Good luck with your monitoring!

4 Ways to Get More Value from Monitoring Systems

The primary reason to use a monitoring system is to inform your support teams when technology is not working the way it is expected to.  But monitoring systems can bring much more value to an organization if you can find ways to reuse the data. Below are four possibilities.

1. Operations Excellence Initiatives. I am a very big proponent of synthetic monitoring solutions. And so was one of my previous CTOs, who not only sponsored an entire team to create an effective synthetic web monitoring solution but also used the stats from that monitoring system to determine the bonuses for the entire IT division.

Everyday the stats from that tool were reported to IT management. Every hiccup of a website was investigated. And it seemed like every week I had at least one web development team asking me for help investigating (or proving that my monitoring solution was accurate).

Lo and behold the frequent outages that plagued our web services for years disappeared. (And people got their bonuses.)

2. Inventory Management.  When I took over Microsoft Systems Center Operations Manager (SCOM) at my last employer, the inventory of Windows servers maintained by the sys admins was completely out-of-date (and we were running thousands of servers).  I worked with the sys admins to automate a report that showed the difference between what SCOM was monitoring and what servers in their inventory were flagged for monitoring (basically, only production servers).  I then told them that monitoring would only be done if inventory actually showed the server was flagged for monitoring. Thus alerts for non-production servers (which they loathed) and missed alerts (which they got dinged for by management) drove them everyday to update the inventory.  In a year, their inventory was pretty much in-sync with reality.

Of course, this process primarily kept production server inventory up-to-date.  However, by the time production inventory was straightened out, the sys admins had become so accustomed to updating inventory that they built inventory update tasks into their provisioning and decommissioning processes for all servers.

3. Data Model of Your IT Systems.
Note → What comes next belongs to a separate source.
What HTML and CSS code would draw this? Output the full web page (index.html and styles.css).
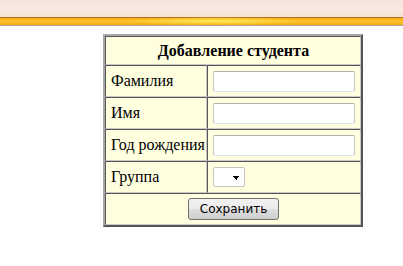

Many monitoring tools provide some degree of topology mapping features which is essentially a data model of your IT systems. Network monitoring tools will tell you what your network looks like right now. Web Application Performance Management (APM) tools will tell you how your services are comprised. This is extremely valuable information that can be used to supplement your CMDB (or create your own if you like) or help your event management systems effectively perform event correlation and root cause isolation.

Unfortunately, this topology data is isolated for use within the monitoring system that generates it. If you really want to make a data model of your IT systems, you are going to need to bring your data architecture skills and a lot of engineering ingenuity to extract or federate the data. But it may be worth it to avoid “all hands” calls, reduced mean time to repair (MTTR), and large numbers of incident tickets generated during event storms.

4. Capacity Planning. Monitoring systems collect a lot of data for use in troubleshooting. Much of that same data can be fed into analytics tools, such as Excel and R, to perform capacity studies. These studies often involve correlations of service counters (e.g. number of users, number of hits / queries) and system counters (e.g. CPU utilization, Memory Utilization) which may necessitate extracting data from multiple monitoring systems. This extra elbow grease may be worth it if you consider the cost of reaching capacity during the next major marketing campaign or if you can identify many under-utilized servers that can be repurposed.

In conclusion, monitoring systems can provide more than just alerts and diagnostic data. That data can be reused for management performance scorecards, IT system data modeling, capacity planning and can be leveraged to improve data elsewhere, such as in inventory systems and CMDBs.